I dunno about everyone else, but I don't get too hung up about how "realistic" stuff is in real world terms. I kind of separate it into magic, sci-fi and "erm, sorta real world". I don't have a problem with any of these. Personally I'm in it for the inner monologue of the character and how they react to (admittedly unrealistic, ridiculous) circumstances.
I enjoy the storytelling, but ultimately I'm in it to get my dick hard. If the story is shitty and disjointed enough to give me a flop-on, then I'll drop out. I guess it all just comes down to what you expect from niche erotica. It's all an insane venn diagram of aligning kinks and finding what works.
TLDR: Ultimately my knob is the arbitor of porny stuff. This shit works for me.
Totally get where you're coming from. It's funny, there's a few authors that have the most godawful grammer and writing in general, but they've come up with some kinky scenarios and role swaps that I do find hot.
I've made this rant before, so apologies for those that have already seen these talking points on the old forum.
For me, how distracting something is correlates to how much the story it into attention. For example, early fictionmania stories loved to talk about size 76ZZZ sized breasts and how walking in heels you should walk "toe-heel". It was silly nonsense that you could tell came from people who'd never bothered to do a google search or even have tried crossdressing themselves. To a similar extent, last few years I keep seeing sissification stories where it tries to justify how chastity is supposed to help hide a bulge in skin tight clothing. From first hand experience: No, it can't! Surprise surprise, you lock a hard, undeformable piece of plastic or metal around your ball sack: guess what's no longer flexible enough to tuck away?!
I get it: not everyone has the time, freedom, income, situation where they can actually experiment with what they're discussing. And I also totally get "rule of sexy". There should totally be breaks from reality to facilitate the erotic nature of the work. Of course in erotic fiction, men can get hard again immediately after cumming, everyone can coordinate their orgasms perfectly, and the plot seems to bend to get to the sex.
But my main gripe is the same one I apply to fantasy, scifi, or action movies. If you introduce something, you should be consistent about it. I don't care that it's not "realistic/physical possible" to dodge a bullet at super speed. But if you're gonna introduce that ability, then you damn well better not have that character get caught off guard by a regular human speed punch (or have a damn good justification for it). Or if you introduce a plot point, as an author, you're the one that decided to introduce that into continuity.

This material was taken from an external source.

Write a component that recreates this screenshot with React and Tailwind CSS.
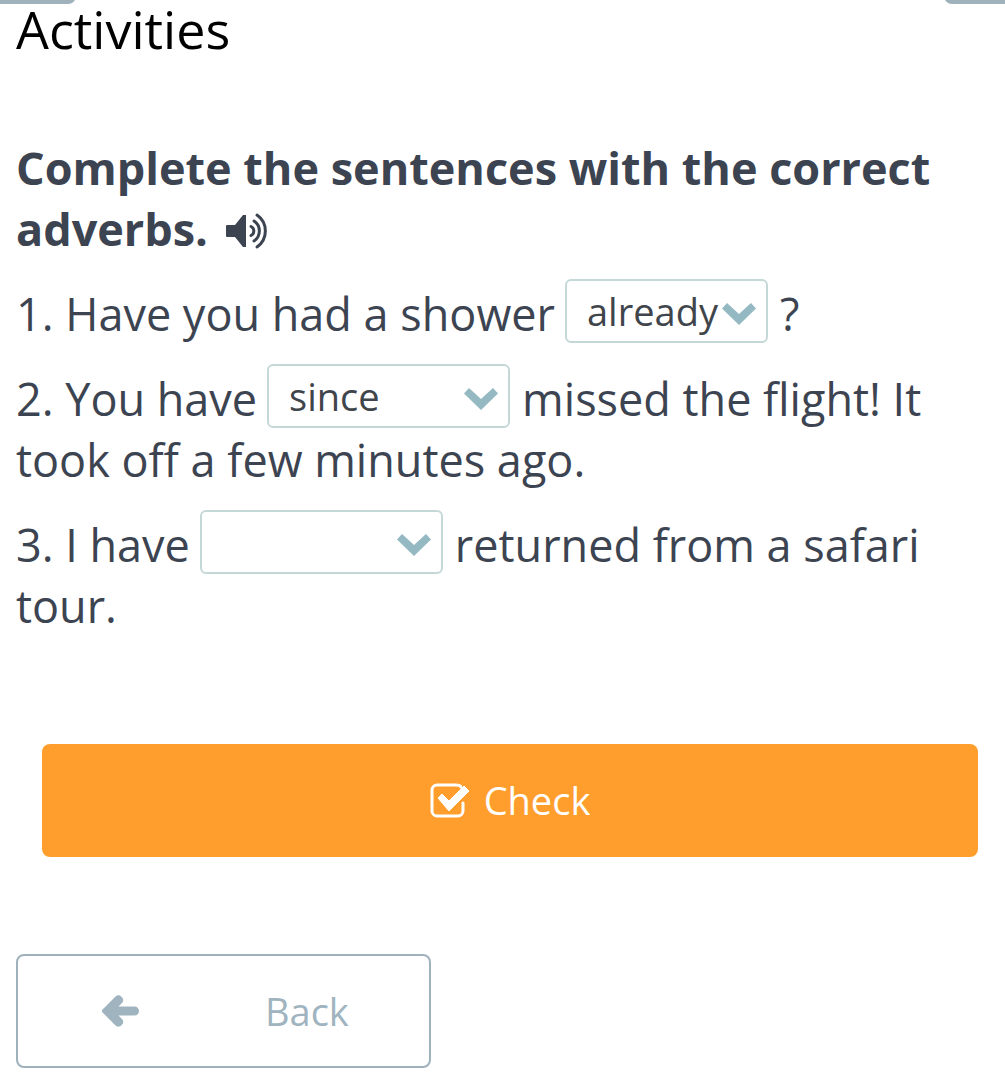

And if you do break from reality, it should be a conscious decision, not because you don't know how things actually work. Otherwise, to a person who does know how things do work, it can be distracting at best, and cringe at worst. In those instances, they would have been better off just skipping those details, rather than make it obvious that they have no idea what they're talking about (residual triggering from trying to correct Tokyo Bound, lol)
To be fair to MelissaN, most of my above complaints don't apply to her. Generally, it's the way she handles her characters and their motivations that dissapoint me. And not in the "I didn't find that sexy", as much as often the sexiness was imo sabotaged by missed opportunities. A (not) so temporary roomate has one of the (imo) hottest before and after transformations, but it ends with such a weird non-ending where Destiny just gets gaslit a bit more. Maybe it's just me, but I would have found it hotter if the story committed to an ending. Like if Destiny preferred men now and didn't care about getting back with Sara, or as a fuck you to Sara, Destiny admitted she liked being a woman and decided to tell Steve everything. Or as a fuck you to her family, Sara decided to re-seduce Destiny to screw over the brother she hates. I dunno, just something to show that outside of the physical progression, there was a point to this change.